The Syrian men who were in the Jerusalem citadel could not go in or out to buy or sell anything. Thus they became hungry like a famine. Finally, they wanted to make peace with Simon. He decided to expel them from the citadel. There was a big celebration with praise and palm branches as the Jews entered the citadel in 141 BCE, about a year after their independence. Before they went in with harps, cymbals, and stringed instruments singing hymns and songs, they had the citadel cleansed from the foreign pollutions. They were going to celebrate this every year on the 23rd day of the 2nd month, that is sometime in May. Simon and his men decided to live in the citadel. He sent his son John to be the commander of the armed forces and live in Gaza. This apparently was his son John Hyrcanus who was the high priest from 134-104 BCE.

The final defeat and plunder of the camp (1 Macc 4:19-4:25)

“Just as Judas was finishing this speech, a detachment appeared, coming out of the hills. They saw that their army had been put to flight. The Jews were burning the camp. The smoke that was seen showed what had happened. When they perceived this, they were greatly frightened. When they also saw the army of Judas drawn up in the plain for battle, they all fled into the land of the Philistines. Then Judas returned to plunder the camp. They seized a great amount of gold and silver, cloth dyed blue and sea purple, as well as great riches. On their return they sang hymns and praises to heaven.

‘For he is good,

For his mercy endures forever.’

Thus Israel had a great deliverance that day.”

Just as Judas stopped speaking, a detachment of the gentiles appeared out of the hills. They saw that their army had been defeated as the Jews were burning up the camp. When they saw the smoke they were frightened. They then fled to the Philistine territory, always a good place for the enemies of Israel.

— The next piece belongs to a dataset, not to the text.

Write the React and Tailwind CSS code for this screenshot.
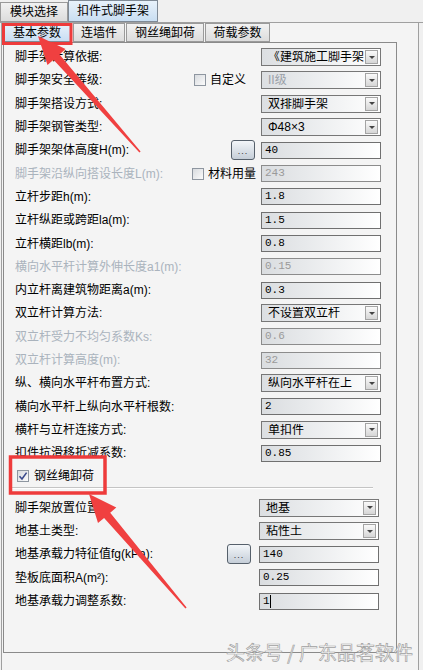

Then Judas began to plunder the camp. They seized silver and gold, blue and purple cloth, and great wealth. On their return they sang hymns and praises. They had a great day of deliverance for Israel. They said that God was good and that his mercy endures forever.

Nehemiah leads the other group (Neh 12:38-12:43)

“The other company of those who gave thanks went to the left. I followed them with half of the people, upon the wall. We walked to the Tower of the Ovens, to the Broad Wall, and above the Gate of Ephraim, and by the Old Gate. We walked by the Fish Gate and the Tower of Hananel and the Tower of the Hundred, to the Sheep Gate. They came to a halt at the Gate of the Guard. So both companies of those who gave thanks stood in the house of God. I and half of the officials were with me. The priests Eliakim, Maaseiah, Miniamin, Micaiah, Elioenai, Zechariah, and Hananiah were with trumpets. Maaseiah, Shemaiah, Eleazar, Uzzi, Jehohanan, Malchijah, Elam, and Ezer were there also. The singers sang with Jezrahiah as their leader. They offered great sacrifices that day. They rejoiced, for God had made them rejoice with great joy. The women and children also rejoiced. The joy of Jerusalem was heard far away.”

Nehemiah led the other group on the wall going around the west and north side of the wall. They passed by the Tower of Ovens, the Broad Wall, the Gate of Ephraim, the Old Gate, the Fish Gate, the Tower of Hananel and the Tower of the Hundred. Finally they came to the Sheep Gate and the Gate of the Guard. There they met at the house of God with the first group. Nehemiah’s group met Ezra’s first group at the Temple. Nehemiah’s priests had trumpets. These singers were led by Jezrahiah, who is only mentioned here and nowhere else. They offered great sacrifices, without being specific how much and what kind. They also rejoiced with all their families including women and children. They made such a noise that they could be heard far away.